Encore tout imprégné de ce récit, Beauchemin ne pense pas encore à son prochain projet: «Quand je termine un roman, je n’ai aucune idée de ce que je vais faire. Faut que les batteries se rechargent. Je n’ai pas beaucoup écrit, comparé à Michel Tremblay ou Yves Thériault.» Celui que la presse a déjà qualifié de «Balzac québécois» doit, pour produire, se plier à une discipline de fer. Au bureau de 10h30 à 18h30 tous les jours, il s’astreint à écrire au moins trois pages car, pour lui, «écrire, c’est lutter contre la paresse». Pas de problème d’imagination ou de blocage de la page blanche, cependant: «Ce n’est pas [sur le plan] de la conception que je sue, mais [sur celui] de la forme, du peaufinage.»

Au fil de la discussion, l’auteur admet que pondre un quatrième opus de «Charles Le Téméraire» ne lui déplairait pas. «C’est le livre auquel je suis le plus attaché, avoue-t-il. Je ne sais pas si ça va être le jugement du public.
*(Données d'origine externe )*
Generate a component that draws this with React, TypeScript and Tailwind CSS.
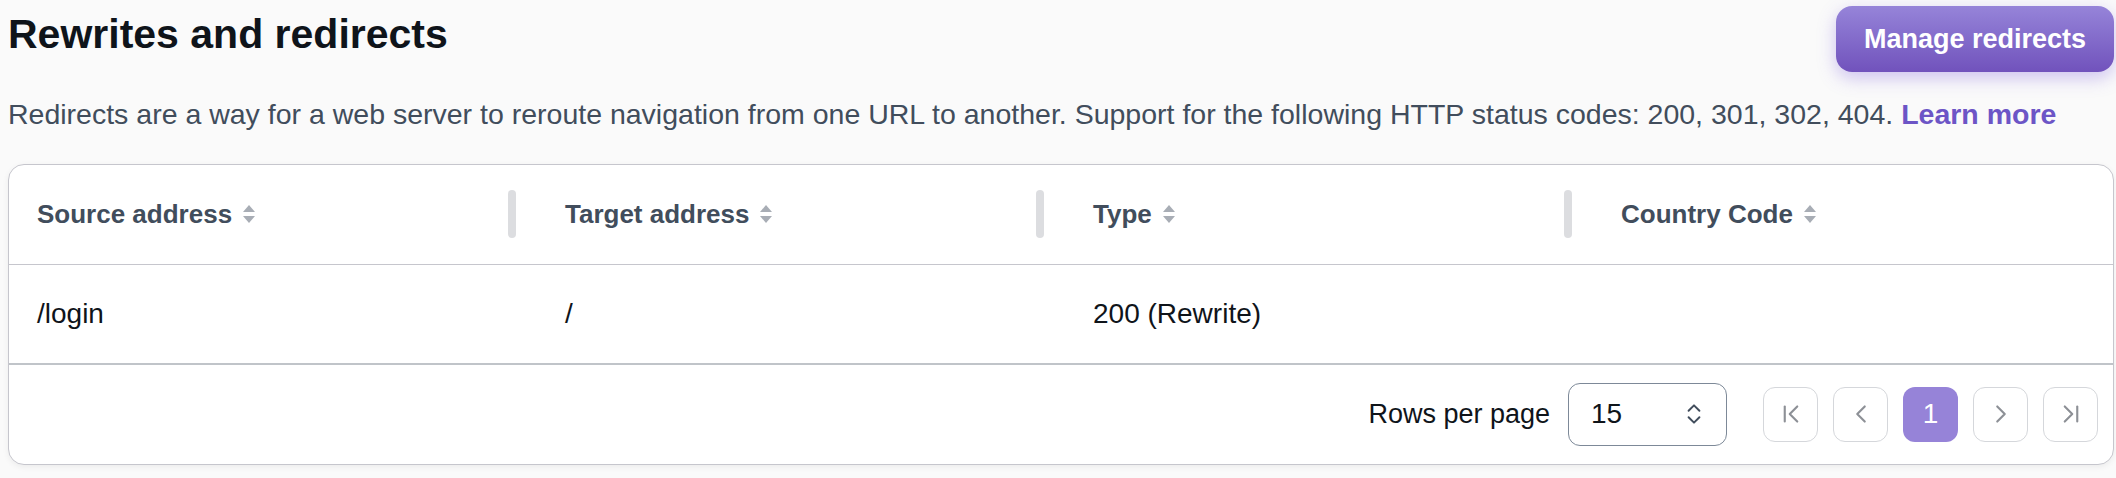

J’ai une étampe Matou au milieu du front, c’est un peu pesant. Comme Tremblay qui est pogné avec Les belles-sœurs. Mais est-ce qu’on peut se plaindre de ça?»

Avant d’entamer un prochain chapitre de la vie de Charles, Beauchemin, qui s’inspire de la réa­lité, doit attendre que la vie rattrape l’art. Qu’elle le dépasse. «Le tome dont je rêve doit se produire dans la réalité», explique cet indécrottable souverainiste. Ça, ça ferait une belle fin de roman.» L’écrivain est en effet convaincu que le Québec est appelé à disparaître s’il ne devient pas indépendant. «Aucune culture n’a survécu sans posséder les moyens politiques de voir à ses intérêts. C’est impossible. On est en train de sombrer dans la médiocrité la plus totale au point de vue politique. L’avenir du Québec m’apparaît entre mauvaises mains. Et puis, j’arrive à la fin de ma vie. Personne ne va me faire croire que je vais vivre encore soixante-sept ans. J’aimerais pouvoir quitter cette planète avec une nouvelle délectable.»

En attendant, Beauchemin espère que petits et grands se retrouveront autour de Renard Bleu avec plaisir et délice, puisque pour lui, «le but de la littérature, est d’apporter de la joie».